While doing some updates to the blog, such as adding author information and other useful information
to hopefully help with legitimatizing things, I spent about two hours trying to figure out why a
shortcode in the theme that I use (Suffusion) would not parse arguments. The tag
suffusion-the-author would display author name, but if I added an argument to make it display the
description or a link instead of just the name, it would always fail and revert to the author name
only. Some quick googling told me that this didn't seem to be a problem anyone else had, and after
four major versions for the theme, I'm pretty sure someone would've noticed if a basic feature were
entirely nonfunctional. After lots of debugging, I discovered that the problem was happening in
Wordpress's code, inside the definition of shortcode_parse_atts()

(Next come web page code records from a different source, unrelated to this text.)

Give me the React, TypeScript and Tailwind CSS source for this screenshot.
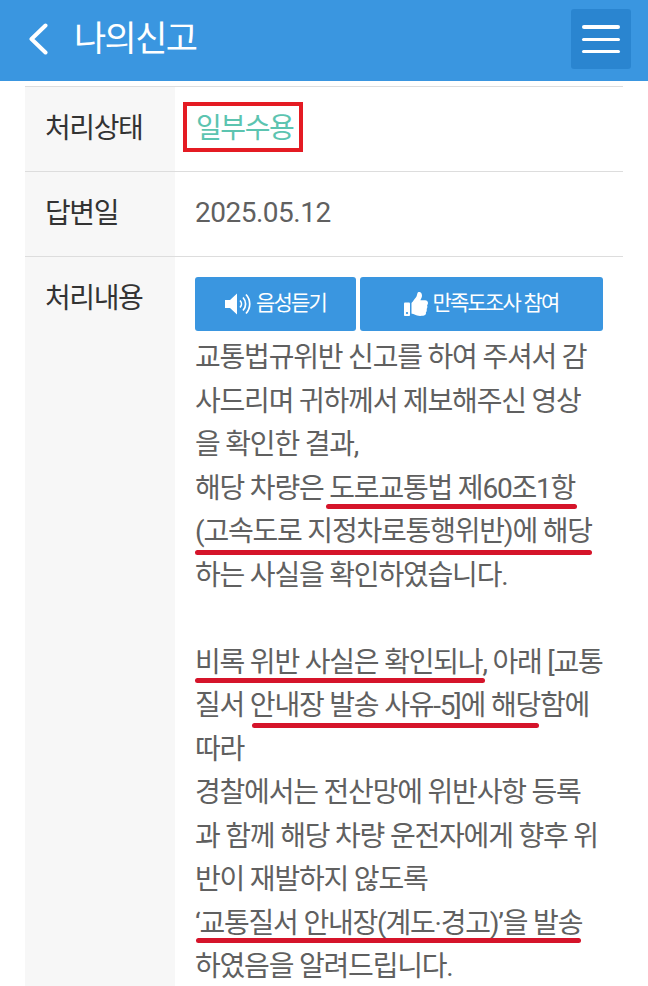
// 나의신고 detail screen: status table with the answer text, red marks drawn over it.
import { FaThumbsUp } from "react-icons/fa";

const BODY_LINES = [
  "교통법규위반 신고를 하여 주셔서 감",
  "사드리며 귀하께서 제보해주신 영상",
  "을 확인한 결과,",
  "해당 차량은 도로교통법 제60조1항",
  "(고속도로 지정차로통행위반)에 해당",
  "하는 사실을 확인하였습니다.",
  "\u00A0",
  "비록 위반 사실은 확인되나, 아래 [교통",
  "질서 안내장 발송 사유-5]에 해당함에",
  "따라",
  "경찰에서는 전산망에 위반사항 등록",
  "과 함께 해당 차량 운전자에게 향후 위",
  "반이 재발하지 않도록",
  "‘교통질서 안내장(계도·경고)’을 발송",
  "하였음을 알려드립니다.",
];

// left / top / width of each hand-drawn underline, relative to the text block
const MARKS = [
  { left: 131, top: 168, width: 251 },
  { left: 0, top: 214, width: 397 },
  { left: 0, top: 342, width: 290 },
  { left: 57, top: 387, width: 287 },
  { left: 1, top: 602, width: 385 },
];

function Label({ children }: { children: string }) {
  return (
    <div className="w-[150px] shrink-0 bg-[#f7f7f7] pl-[20px] pt-[22px] text-[28px] leading-[40px] tracking-[-1.4px] text-[#333333]">
      {children}
    </div>
  );
}

function SpeakerIcon() {
  return (
    <svg width="27" height="24" viewBox="0 0 27 24" aria-hidden>
      <path d="M0 8h5l7-6.500v21L5 16H0z" fill="white" />
      <g fill="none" stroke="white" strokeWidth="1.700">
        <path d="M15 8.500a5 5 0 0 1 0 7" />
        <path d="M18 5.500a9.500 9.500 0 0 1 0 13" />
        <path d="M21 2.500a14 14 0 0 1 0 19" />
      </g>
    </svg>
  );
}

export default function App() {
  return (
    <div className="h-[986px] w-[648px] overflow-hidden bg-white font-['Roboto','Noto_Sans_CJK_KR',sans-serif]">
      <header className="flex h-[81px] items-center bg-[#3a96e0] pl-[28px] pr-[17px]">
        <svg width="20" height="32" viewBox="0 0 20 32" className="mb-[3px] shrink-0" aria-hidden>
          <path d="M17.500 2.500 3.500 16l14 13.500" fill="none" stroke="white" strokeWidth="4" strokeLinecap="round" strokeLinejoin="round" />
        </svg>
        <h1 className="ml-[26px] text-[35px] font-normal tracking-[-1.6px] text-white">나의신고</h1>
        <button className="mb-[3px] ml-auto flex h-[60px] w-[60px] flex-col items-center justify-center gap-[9px] rounded-[3px] bg-[#2a85d0]">
          <span className="h-[4px] w-[38px] rounded-full bg-white" />
          <span className="h-[3px] w-[38px] rounded-full bg-white" />
          <span className="h-[3px] w-[38px] rounded-full bg-white" />
        </button>
      </header>

      <div className="mx-[25px] mt-[5px] border-t border-[#dddddd]">
        <div className="flex h-[85px] border-b border-[#dddddd]">
          <Label>처리상태</Label>
          <div className="pl-[8px] pt-[15px]">
            <div className="border-[4px] border-[#e41b23] pl-[9px] pr-[6px] pt-[3px] text-[28px] leading-[39px] tracking-[-1.4px] text-[#5cc4b0]">
              일부수용
            </div>
          </div>
        </div>
        <div className="flex h-[85px] border-b border-[#dddddd]">
          <Label>답변일</Label>
          <div className="pl-[20px] pt-[21px] text-[28px] leading-[40px] tracking-[-0.5px] text-[#606060]">
            2025.05.12
          </div>
        </div>
        <div className="flex h-[730px]">
          <Label>처리내용</Label>
          <div className="pl-[20px] pt-[20px]">
            <div className="flex gap-[4px]">
              <button className="flex h-[54px] w-[161px] items-center justify-center gap-[4px] rounded-[3px] bg-[#3a96e0] text-[21px] tracking-[-1.8px] text-white">
                <SpeakerIcon />
                음성듣기
              </button>
              <button className="flex h-[54px] w-[243px] items-center justify-center gap-[4px] rounded-[3px] bg-[#3a96e0] text-[21px] tracking-[-1.8px] text-white">
                <FaThumbsUp className="text-[24px]" />
                만족도조사 참여
              </button>
            </div>
            <div className="relative mt-[5px] whitespace-nowrap text-[28px] leading-[43.5px] tracking-[-1.2px] text-[#606060]">
              {BODY_LINES.map((line, i) => (
                <div key={i}>{line}</div>
              ))}
              {MARKS.map((mark, i) => (
                <span
                  key={i}
                  className="absolute h-[5px] rounded-full bg-[#d5142a]"
                  style={{ left: mark.left, top: mark.top, width: mark.width }}
                />
              ))}
            </div>
          </div>
        </div>
      </div>
    </div>
  );
}
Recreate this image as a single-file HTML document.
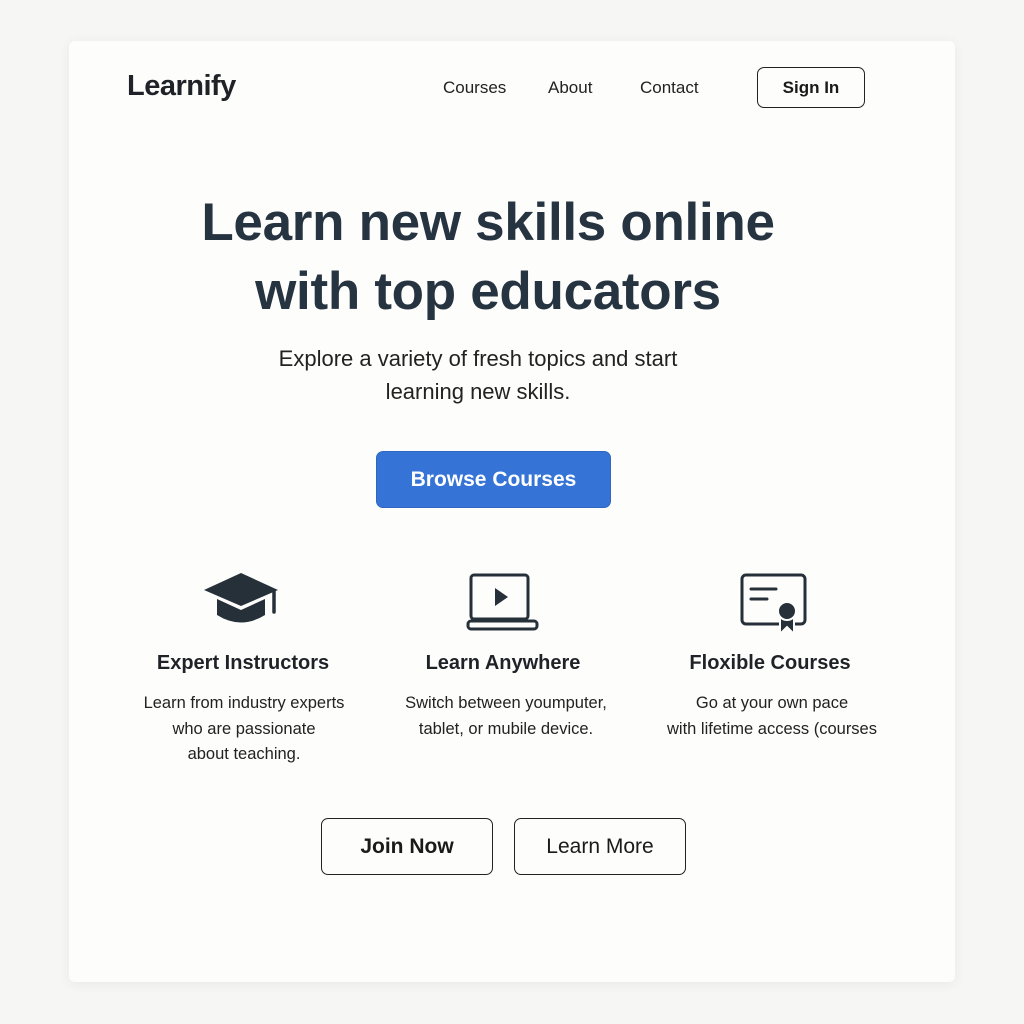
<!DOCTYPE html>
<html><head><meta charset="utf-8"><style>
*{margin:0;padding:0;box-sizing:border-box}
body{width:1024px;height:1024px;background:#f6f6f5;font-family:"Liberation Sans",sans-serif;color:#1f2328;position:relative;overflow:hidden}
.card{position:absolute;left:69px;top:41px;width:886px;height:941px;background:#fdfdfc;border-radius:6px;box-shadow:0 2px 12px rgba(0,0,0,.06)}
.a{position:absolute;white-space:nowrap}
.c{text-align:center;transform:translateX(-50%)}
.nav{font-size:17px;top:78px;color:#222}
.btn{position:absolute;border:1.5px solid #222;border-radius:7px;display:flex;align-items:center;justify-content:center;font-weight:bold;color:#1a1a1a}
h1{position:absolute;left:488px;transform:translateX(-50%);top:188px;width:800px;white-space:nowrap;text-align:center;font-size:53px;line-height:69px;color:#263340;font-weight:bold;letter-spacing:-0.3px}
.sub{font-size:22px;line-height:33px;top:342px;left:478px;color:#222}
.ft{font-size:20px;font-weight:bold;top:652px;color:#1f2328}
.fd{font-size:16.5px;line-height:25.5px;top:691px;color:#222}
</style></head><body>
<div class="card"></div>
<div class="a" style="left:127px;top:70px;font-size:29px;font-weight:bold;color:#1f2328;letter-spacing:-0.5px">Learnify</div>
<div class="a nav" style="left:443px">Courses</div>
<div class="a nav" style="left:548px">About</div>
<div class="a nav" style="left:640px">Contact</div>
<div class="btn" style="left:757px;top:67px;width:108px;height:41px;font-size:17px">Sign In</div>
<h1>Learn new skills online<br>with top educators</h1>
<div class="a c sub">Explore a variety of fresh topics and start<br>learning new skills.</div>
<div class="btn" style="left:376px;top:451px;width:235px;height:57px;background:#3574d6;border-color:#2f66c0;color:#fff;font-size:21px">Browse Courses</div>
<svg class="a" style="left:200px;top:570px" width="82" height="60" viewBox="0 0 82 60"><path d="M41 3 L78 20 L41 36 L4 20Z" fill="#263038"/><path d="M17 29 V45 Q41 60 65 45 V29 L41 40Z" fill="#263038"/><path d="M74 21 V42" stroke="#263038" stroke-width="3.5" stroke-linecap="round"/></svg>
<svg class="a" style="left:465px;top:572px" width="75" height="60" viewBox="0 0 75 60"><rect x="6" y="3" width="57" height="44" rx="3" fill="none" stroke="#263038" stroke-width="3"/><path d="M30 16 L43 25 L30 34Z" fill="#263038"/><rect x="3" y="49" width="69" height="8" rx="3" fill="none" stroke="#263038" stroke-width="3"/></svg>
<svg class="a" style="left:738px;top:572px" width="72" height="66" viewBox="0 0 72 66"><rect x="4" y="3" width="63" height="49" rx="4" fill="none" stroke="#263038" stroke-width="3"/><path d="M13 17H38M13 27H29" stroke="#263038" stroke-width="3" stroke-linecap="round"/><path d="M42 44 V62 L49 55 L56 62 V44" fill="#263038" stroke="#fdfdfc" stroke-width="2"/><circle cx="49" cy="39" r="9" fill="#263038" stroke="#fdfdfc" stroke-width="2"/></svg>
<div class="a c ft" style="left:243px">Expert Instructors</div>
<div class="a c ft" style="left:503px">Learn Anywhere</div>
<div class="a c ft" style="left:770px">Floxible Courses</div>
<div class="a c fd" style="left:244px">Learn from industry experts<br>who are passionate<br>about teaching.</div>
<div class="a c fd" style="left:506px">Switch between youmputer,<br>tablet, or mubile device.</div>
<div class="a c fd" style="left:772px">Go at your own pace<br>with lifetime access (courses</div>
<div class="btn" style="left:321px;top:818px;width:172px;height:57px;font-size:21px">Join Now</div>
<div class="btn" style="left:514px;top:818px;width:172px;height:57px;font-size:21px;font-weight:normal">Learn More</div>
</body></html>
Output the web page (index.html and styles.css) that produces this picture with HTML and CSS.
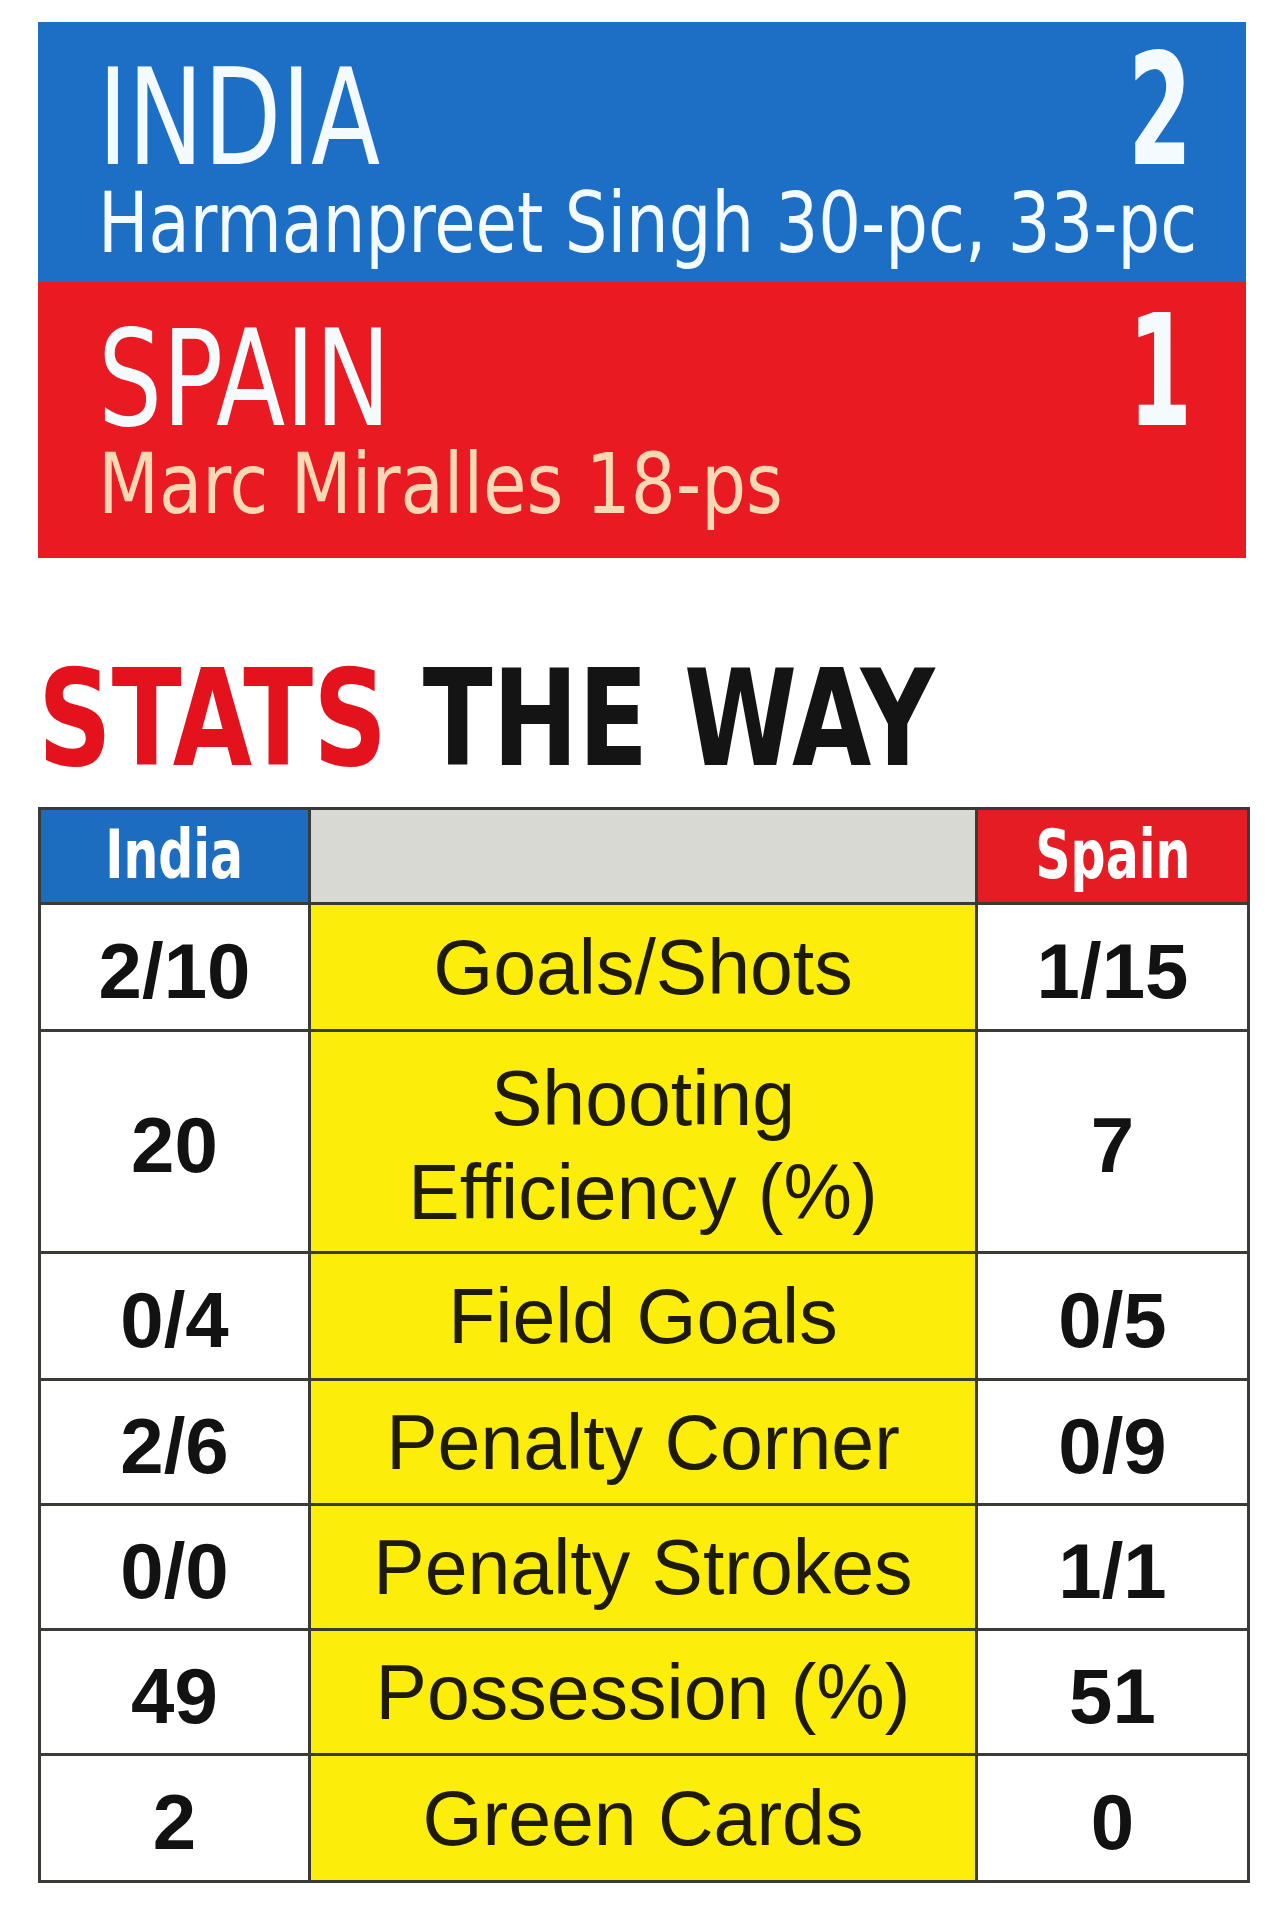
FILE: index.html
```html
<!DOCTYPE html>
<html lang="en">
<head>
<meta charset="utf-8">
<title>India 2 Spain 1 — Stats the way</title>
<link rel="stylesheet" href="styles.css">
</head>
<body>
<main class="page">
  <section class="scoreboard">
    <div class="team team-india">
      <div class="team-row">
        <span class="team-name">INDIA</span>
        <span class="team-score">2</span>
      </div>
      <div class="scorers">Harmanpreet Singh 30-pc, 33-pc</div>
    </div>
    <div class="team team-spain">
      <div class="team-row">
        <span class="team-name">SPAIN</span>
        <span class="team-score">1</span>
      </div>
      <div class="scorers scorers-spain">Marc Miralles 18-ps</div>
    </div>
  </section>

  <h1 class="title"><span class="title-red">STATS</span> THE WAY</h1>

  <section class="stats">
    <div class="cell head head-india"><span class="head-text">India</span></div>
    <div class="cell head head-mid"></div>
    <div class="cell head head-spain"><span class="head-text">Spain</span></div>

    <div class="cell val">2/10</div>
    <div class="cell label">Goals/Shots</div>
    <div class="cell val">1/15</div>

    <div class="cell val">20</div>
    <div class="cell label label-tall">Shooting<br>Efficiency (%)</div>
    <div class="cell val">7</div>

    <div class="cell val">0/4</div>
    <div class="cell label">Field Goals</div>
    <div class="cell val">0/5</div>

    <div class="cell val">2/6</div>
    <div class="cell label">Penalty Corner</div>
    <div class="cell val">0/9</div>

    <div class="cell val">0/0</div>
    <div class="cell label">Penalty Strokes</div>
    <div class="cell val">1/1</div>

    <div class="cell val">49</div>
    <div class="cell label">Possession (%)</div>
    <div class="cell val">51</div>

    <div class="cell val">2</div>
    <div class="cell label">Green Cards</div>
    <div class="cell val">0</div>
  </section>
</main>
</body>
</html>
```

FILE: styles.css
```css
html, body {
  margin: 0;
  padding: 0;
  background: #ffffff;
}

.page {
  padding: 22px 0 0 38px;
  width: 1212px;
}

/* ---------- scoreboard ---------- */
.scoreboard {
  width: 1208px;
}

.team {
  box-sizing: border-box;
  padding: 29px 54px 0 60px;
  color: #f4fbff;
  font-family: "DejaVu Sans Condensed", "DejaVu Sans", sans-serif;
}

.team-india {
  height: 260px;
  background: #1d6fc6;
}

.team-spain {
  height: 276px;
  padding-top: 30px;
  background: #ea1a22;
}

.team-row {
  display: flex;
  justify-content: space-between;
  align-items: baseline;
}

.team-name {
  display: inline-block;
  font-size: 133px;
  line-height: 120px;
  transform: scaleX(0.845);
  transform-origin: left center;
}

.team-score {
  display: inline-block;
  font-size: 155px;
  line-height: 120px;
  font-weight: bold;
  transform: scaleX(0.66);
  transform-origin: right center;
}

.scorers {
  margin-top: 3px;
  font-size: 84px;
  line-height: 84px;
  white-space: nowrap;
  transform: scaleX(0.89);
  transform-origin: left center;
}

.scorers-spain {
  color: #f9d9b4;
  transform: scaleX(0.935);
}

/* ---------- title ---------- */
.title {
  margin: 94px 0 0 0;
  font-family: "DejaVu Sans Condensed", "DejaVu Sans", sans-serif;
  font-weight: bold;
  font-size: 134px;
  line-height: 134px;
  color: #141414;
  white-space: nowrap;
  transform: scaleX(0.85);
  transform-origin: left center;
}

.title-red {
  color: #e3121c;
}

/* ---------- stats table ---------- */
.stats {
  margin-top: 21px;
  display: grid;
  grid-template-columns: 267px 664px 269px;
  grid-template-rows: 92px 124px 219px 124px 122px 122px 122px 124px;
  gap: 3px;
  padding: 3px;
  background: #3a3a36;
  width: 1206px;
}

.cell {
  display: flex;
  align-items: center;
  justify-content: center;
  text-align: center;
  background: #ffffff;
  box-sizing: border-box;
}

.head {
  font-family: "DejaVu Sans Condensed", "DejaVu Sans", sans-serif;
  font-weight: bold;
  font-size: 68px;
  color: #ffffff;
  padding-bottom: 4px;
}

.head-text {
  display: inline-block;
  transform: scaleX(0.8);
}

.head-india {
  background: #1c6cc0;
}

.head-mid {
  background: #d9d9d3;
}

.head-spain {
  background: #e51c23;
}

.val {
  font-family: "Liberation Sans", "Arial", sans-serif;
  font-weight: bold;
  font-size: 78px;
  color: #121212;
  padding-top: 8px;
}

.label {
  background: #fcee0a;
  font-family: "Liberation Sans", "Arial", sans-serif;
  font-size: 77px;
  line-height: 94px;
  color: #1e1a0c;
}

.label-tall {
  padding-top: 6px;
}
```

, which parses the attributes
matched in the shortcode into an array for use inside the callback. For me, instead, it killed all
of the tag arguments and returned an empty string. In the end I found that the issue was a regular
expression that appears to be designed to replace certain types of unicode spaces with normal spaces
to simplify the argument parsing regular expression that comes after
$text = preg_replace("/[\x{00a0}\x{200b}]+/u", " ", $text);
On my system, this would simply set $text to an empty string, every time. Initially, I wanted to
just comment it out, because I'm not expecting to see any of these characters inside tags, but that
bothered me, because this has been a part of the Wordpress code for a very long time, and nobody
else appears to have problems with it. Finally, I concluded that this must mean that unicode support
was not enabled, so I began searching through yum. Bad news, mbstring and pcre were all already
installed, and php -i
told me that php was built with multibyte string support enabled,
as well as pcre regex support. I tested my pcre libraries and they claimed to support unicode as
well.
In the end, I solved the problem by updating php and pcre to the latest version, which was an update from php-5.3.13 to php-5.3.24 in my case, and pcre was updated from 7.x to 8.21. It appears that there was some kind of incompatibility between php 5.3 and the 7.x branch of pcre (if you build php 5.3 from source, it will target pcre 8.x), which prevented me from using unicode despite support for it being present everywhere. So, if you have trouble getting your php installation to handle unicode inside regular expressions, and you're running on Amazon Web Services, make sure you update to the latest versions of php and pcre, as there appear to be some issues with older packages.